Thursday, March 15, 2012

Stuff I Read...


In 1982 there was a Creepshow comic written by Stephen King, featuring art by Bernie Wrightson (I think it was actually adapted and illustrated him), based on the anthology film directed by George A Romero. Sometime after that he wrote an introduction to Batman #400, and supplied a couple pages of story for an X-Men comic titled Heroes for Hope that was published as a fundraiser for African famine relief. I could swear that he also wrote a Batman comic in there somewhere, but I must have been hallucinating that 'cause I can find no evidence of that anywhere on the interwebs.

Then twenty-five years passed by, Stephen wrote a few dozen books, had a few dozen films produced based on his stories...but no more comics.

Then Marvel Comics teased a Stephen King partnership for a while, eventually announcing a new series of prequel comics stories featuring Roland Deschain in The Dark Tower universe. Although Stephen didn't write the new stories directly, he serves as Creative & Executive Director. It marked the first time that Stephen King supervised a spin-off of his work, joining film and TV franchises the likes of Star Wars, Star Trek, Buffy, etc, in detailing expanded histories with their characters in the comic book format.

In the success of Marvel's new Dark Tower tales, and Stephen King seeming to like the idea of his stories getting the comic book treatment all of a sudden, more adaptations soon followed. Marvel has published a number of comics set around the world of The Stand (which is also connected to the Dark Tower canon), and an adaptation of the novella titled N. And this year, IDW is putting out an adaptation of Road Rage, a story that Stephen wrote with his son Joe Hill. In 2010, he actually wrote half of the first story-arc for Vertigo Comics horror western American Vampire with Scott Snyder.

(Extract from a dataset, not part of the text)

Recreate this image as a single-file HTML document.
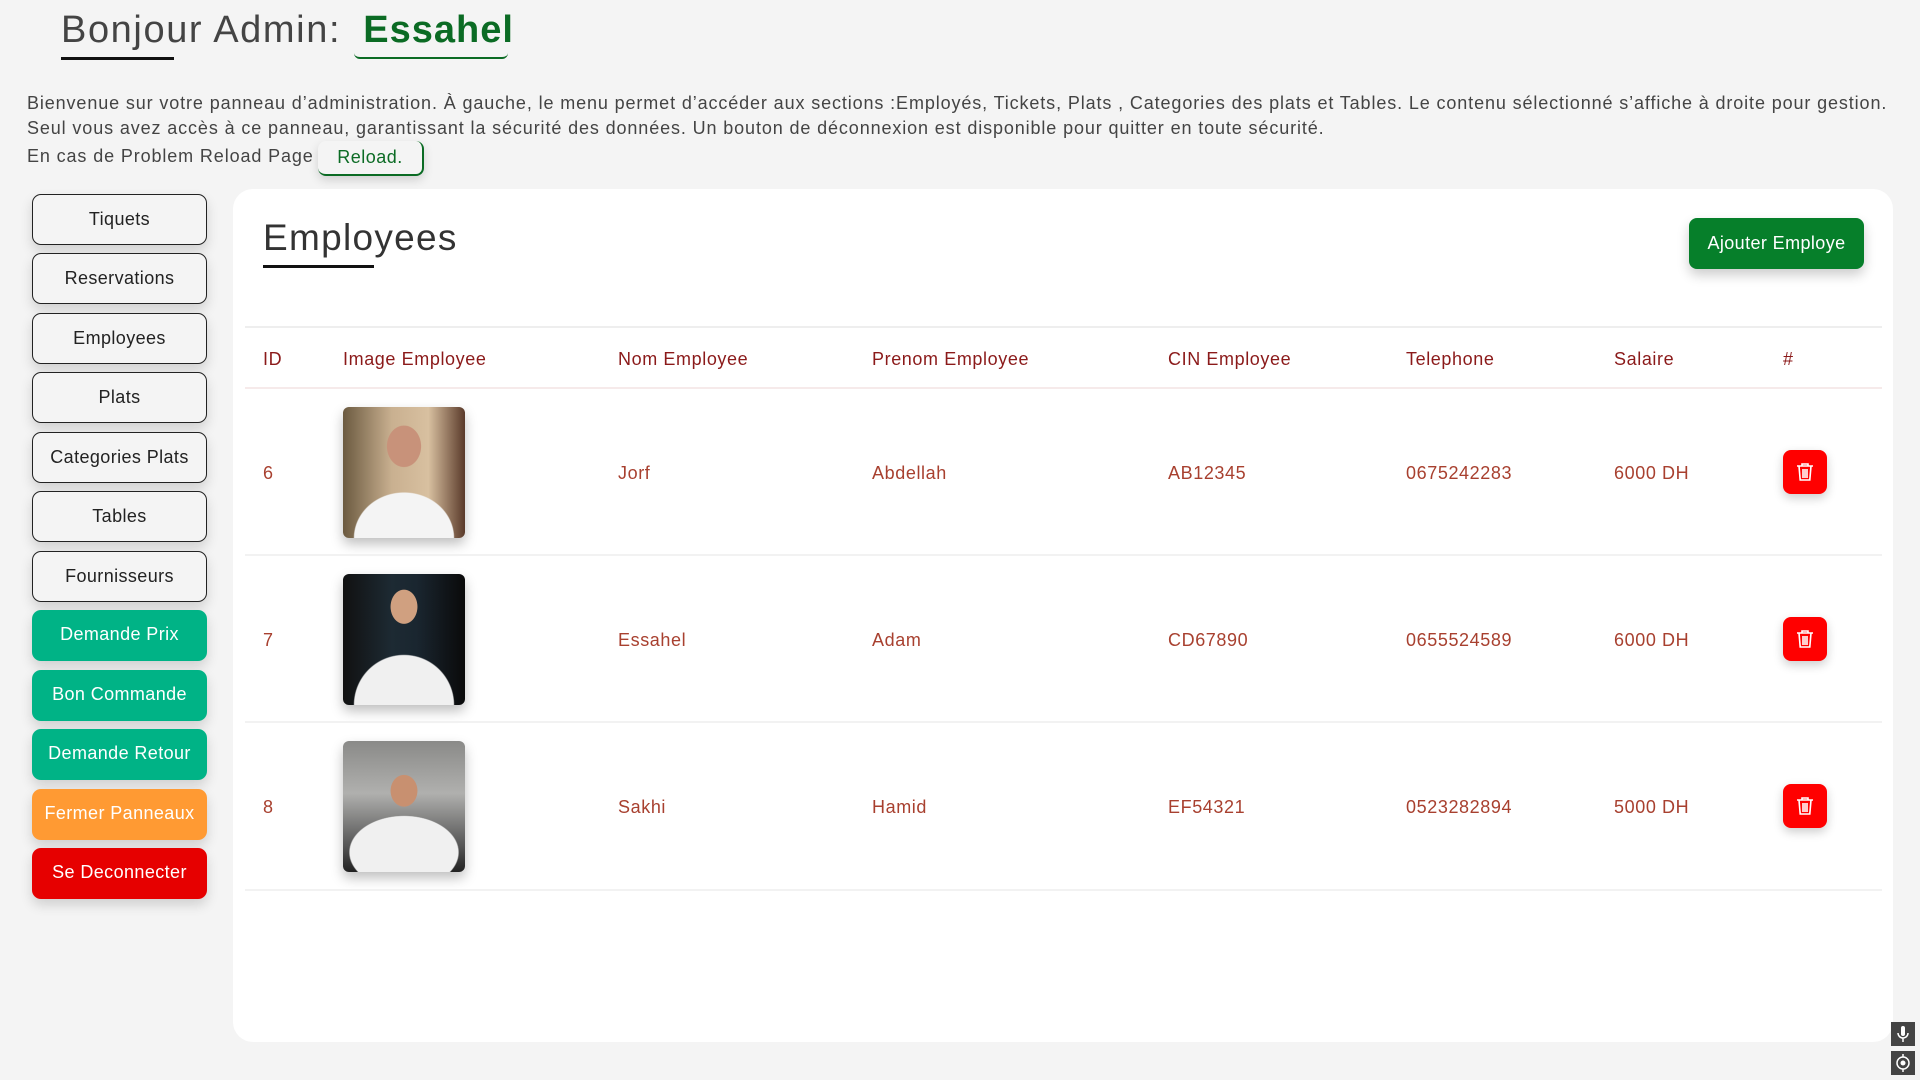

I just read the adaptation of The Talisman, the excellent epic fantasy from Stephen King and Peter Straub (which also ties into the Dark Tower universe!). The comic just doesn't fly, something didn't hit it's stride in it's transformation from words to words and pictures. The art isn't great, you're never really sure exactly what's going on, and it totally just hits a brick wall and ends. There's not even really an ending...except for the fact that the book stops having pages in it. So, as much as this goes against my usual instinct, in this case I would recommend reading the non-picture version of this story.